In the SH the effects are much smaller and partly positive and partly negative. Thus, this analysis additionally demonstrates the importance of the NH to the evolution of surface temperatures and the variation in observed temperature increases over different time intervals.

Discussion

Our results for the periods of the strongest oscillations determined for the global mean surface temperatures agree well with recent publications, where also multi-decadal variations with a period of about 65–70 years and a quasi-bidecadal oscillation have been reported4,5,15. The amplitudes of 0.1 and 0.04 K reported for the approximately 70-year and quasi-bidecadal oscillations, respectively5, also show reasonable agreement. In addition to this analysis of global mean temperatures, we also analysed hemispheric and regional differences in both period and amplitude. In former studies the regional differences in periods were not directly considered and only a regression analysis using the global results and the globally resolved temperature field was performed5,15. Therefore, a locally smaller response in the regression analysis can be either due to a smaller amplitude of the oscillation or a locally not matching period. However, the significant increase in the amplitude of the strongest oscillation (about 70 years) toward the North Pole is clearly observed in former studies5,15. Model simulations and observations showing increasing low-frequency variability toward the North Pole36 further confirm this result.

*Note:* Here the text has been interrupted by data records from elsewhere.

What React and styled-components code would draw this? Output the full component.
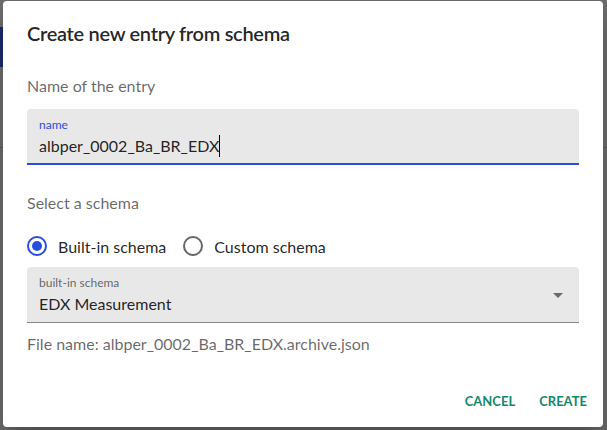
import React, { useState } from "react"
import styled, { createGlobalStyle } from "styled-components"

const GlobalStyle = createGlobalStyle`
  html, body, #root {
    margin: 0;
    height: 100%;
  }
  body {
    font-family: Lato, "Liberation Sans", sans-serif;
    background-color: #6b6b6b;
    background-image:
      linear-gradient(to bottom, transparent 147px, #5a5a5a 147px, #5a5a5a 148px, transparent 148px),
      linear-gradient(to right, #1c2a6c 3px, transparent 3px);
    background-size: 100% 100%, 100% 40px;
    background-position: 0 0, 0 27px;
    background-repeat: no-repeat;
  }
`

const Page = styled.div`
  box-sizing: border-box;
  height: 100%;
  padding: 1px 4px 3px 3px;
  display: flex;
`

const Dialog = styled.div`
  flex: 1;
  display: flex;
  flex-direction: column;
  background: #fff;
  border-radius: 4px;
  box-shadow: 0 11px 15px -7px rgba(0, 0, 0, 0.2), 0 24px 38px 3px rgba(0, 0, 0, 0.14);
  color: rgba(0, 0, 0, 0.87);
`

const Title = styled.h2`
  margin: 0;
  padding: 16px 24px;
  font-size: 20px;
  font-weight: 600;
  line-height: 32px;
  letter-spacing: -0.3px;
`

const Content = styled.div`
  flex: 1;
  padding: 0 24px;
  display: flex;
  flex-direction: column;
`

const Subtitle = styled.div`
  margin-top: ${(p) => p.$top}px;
  font-size: 16px;
  line-height: 24px;
  color: rgba(0, 0, 0, 0.6);
`

const Filled = styled.div`
  position: relative;
  box-sizing: border-box;
  height: 56px;
  margin-top: ${(p) => p.$top}px;
  padding: 7px 12px 0;
  background: rgba(0, 0, 0, 0.09);
  border-radius: 4px 4px 0 0;
  border-bottom: ${(p) => (p.$focused ? "2px solid #2a4cdf" : "1px solid rgba(0, 0, 0, 0.42)")};
  display: flex;
  flex-direction: column;
`

const SmallLabel = styled.div`
  font-size: 12px;
  line-height: 17px;
  color: ${(p) => (p.$focused ? "#2a4cdf" : "rgba(0, 0, 0, 0.6)")};
`

const Value = styled.div`
  font-size: 16px;
  line-height: 23px;
  margin-top: 1px;
  display: flex;
  align-items: center;
`

const Caret = styled.span`
  width: 1px;
  height: 22px;
  background: #000;
`

const Arrow = styled.span`
  position: absolute;
  right: 16px;
  top: 26px;
  width: 0;
  height: 0;
  border-left: 5px solid transparent;
  border-right: 5px solid transparent;
  border-top: 5px solid rgba(0, 0, 0, 0.54);
`

const RadioRow = styled.div`
  height: 42px;
  margin-top: 10px;
  display: flex;
  align-items: center;
  gap: 17px;
`

const RadioOption = styled.label`
  display: flex;
  align-items: center;
  gap: 11px;
  font-size: 16px;
  cursor: pointer;
`

const Circle = styled.span`
  box-sizing: border-box;
  width: 20px;
  height: 20px;
  border-radius: 50%;
  border: 2px solid ${(p) => (p.$checked ? "#2a4cdf" : "rgba(0, 0, 0, 0.6)")};
  display: flex;
  align-items: center;
  justify-content: center;

  &::after {
    content: "";
    width: 10px;
    height: 10px;
    border-radius: 50%;
    background: ${(p) => (p.$checked ? "#2a4cdf" : "transparent")};
  }
`

const Helper = styled.div`
  margin-top: 9px;
  font-size: 16px;
  line-height: 24px;
  color: rgba(0, 0, 0, 0.6);
`

const Actions = styled.div`
  padding: 8px;
  display: flex;
  justify-content: flex-end;
  gap: 8px;
`

const Button = styled.button`
  height: 36px;
  padding: 6px 8px;
  border: none;
  background: transparent;
  font-family: inherit;
  font-size: 13px;
  font-weight: 700;
  letter-spacing: 0;
  text-transform: uppercase;
  color: #138868;
  border-radius: 4px;
  cursor: pointer;
`

const Radio = ({ checked, label, onClick }) => (
  <RadioOption onClick={onClick}>
    <Circle $checked={checked} />
    {label}
  </RadioOption>
)

export default function App() {
  const [schema, setSchema] = useState("builtin")

  return (
    <Page>
      <GlobalStyle />
      <Dialog>
        <Title>Create new entry from schema</Title>
        <Content>
          <Subtitle $top={9}>Name of the entry</Subtitle>
          <Filled $top={11} $focused>
            <SmallLabel $focused>name</SmallLabel>
            <Value>
              albper_0002_Ba_BR_EDX
              <Caret />
            </Value>
          </Filled>
          <Subtitle $top={26}>Select a schema</Subtitle>
          <RadioRow>
            <Radio label="Built-in schema" checked={schema === "builtin"} onClick={() => setSchema("builtin")} />
            <Radio label="Custom schema" checked={schema === "custom"} onClick={() => setSchema("custom")} />
          </RadioRow>
          <Filled $top={0}>
            <SmallLabel>built-in schema</SmallLabel>
            <Value>EDX Measurement</Value>
            <Arrow />
          </Filled>
          <Helper>File name: albper_0002_Ba_BR_EDX.archive.json</Helper>
        </Content>
        <Actions>
          <Button>Cancel</Button>
          <Button>Create</Button>
        </Actions>
      </Dialog>
    </Page>
  )
}
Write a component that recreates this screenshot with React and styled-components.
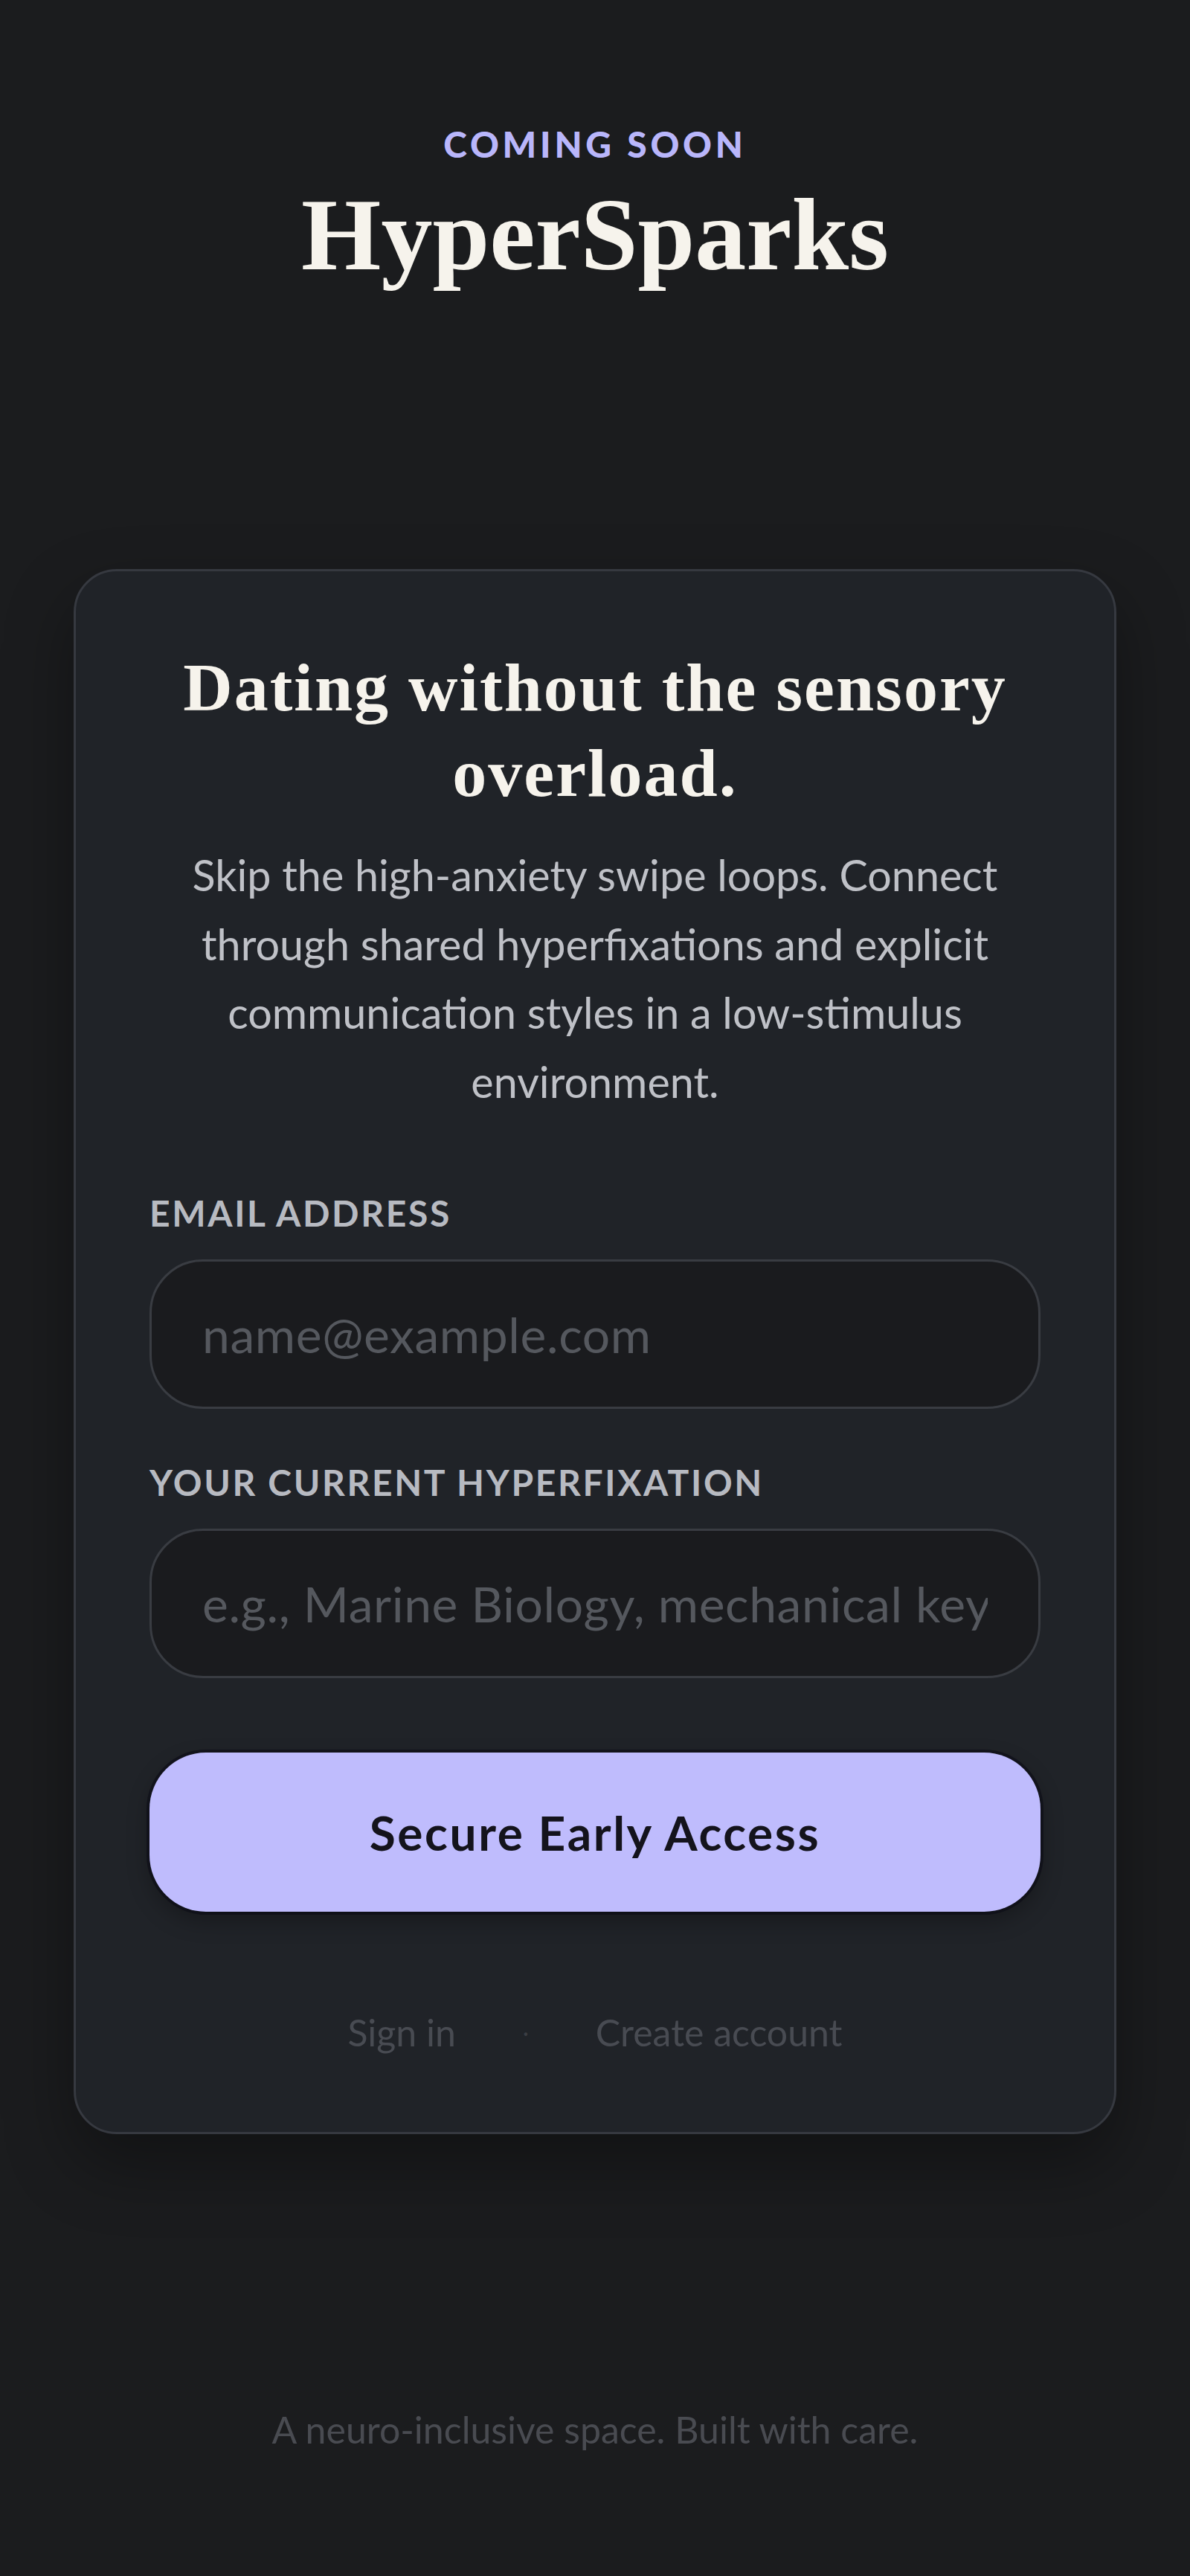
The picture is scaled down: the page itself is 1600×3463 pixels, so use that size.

The larger overall temperature increase in the high northern latitudes (see Fig. 4a) is also in good agreement with studies of Arctic amplification (AA), the larger near-surface temperature change in Arctic regions compared to lower latitudes and global averages37. However, the influence of the strongest long-period oscillation on the temperature increase plays an important role here, as the analysed time interval is a crucial parameter. In a recent review study, the 1979–2018 time interval is used in many comparisons and analyses37. This time interval goes from about minimum to maximum of the long-period oscillation (e.g., Fig. 2). Because of the oscillation, the temperature change is largest, and would be significantly different in other time intervals. Other authors also showed that linear trends in, for example, Greenland and the northern part of North America are largest in the time interval 1981–2017, but much smaller in other time intervals38. Furthermore, this may explain some of the observed differences between observations and model simulations, where simulations show less warming in the Arctic lower troposphere when the 1979–2018 period is analysed37. If the models underestimate or incorrectly simulate the long-period oscillation, this would result in an underestimation of the total temperature increase. However, one must be very careful when analysing and interpreting temperature increases in time intervals shorter than the period of possible long-period oscillations. This is, for example, very obvious in the North Atlantic region, where it turned out that the long-term trend is even slightly negative and only the long-period oscillation turned the total temperature increase positive. The region seems to be nearly completely dominated by the long-period oscillation and the anthropogenic influence on the temperatures seems to be very small. This finding is in good agreement with another study where a regression of the global sea surface temperature field on the secular trend (long-term trend) also showed slightly negative values, i.e., the long-term trend in this region is slightly negative15.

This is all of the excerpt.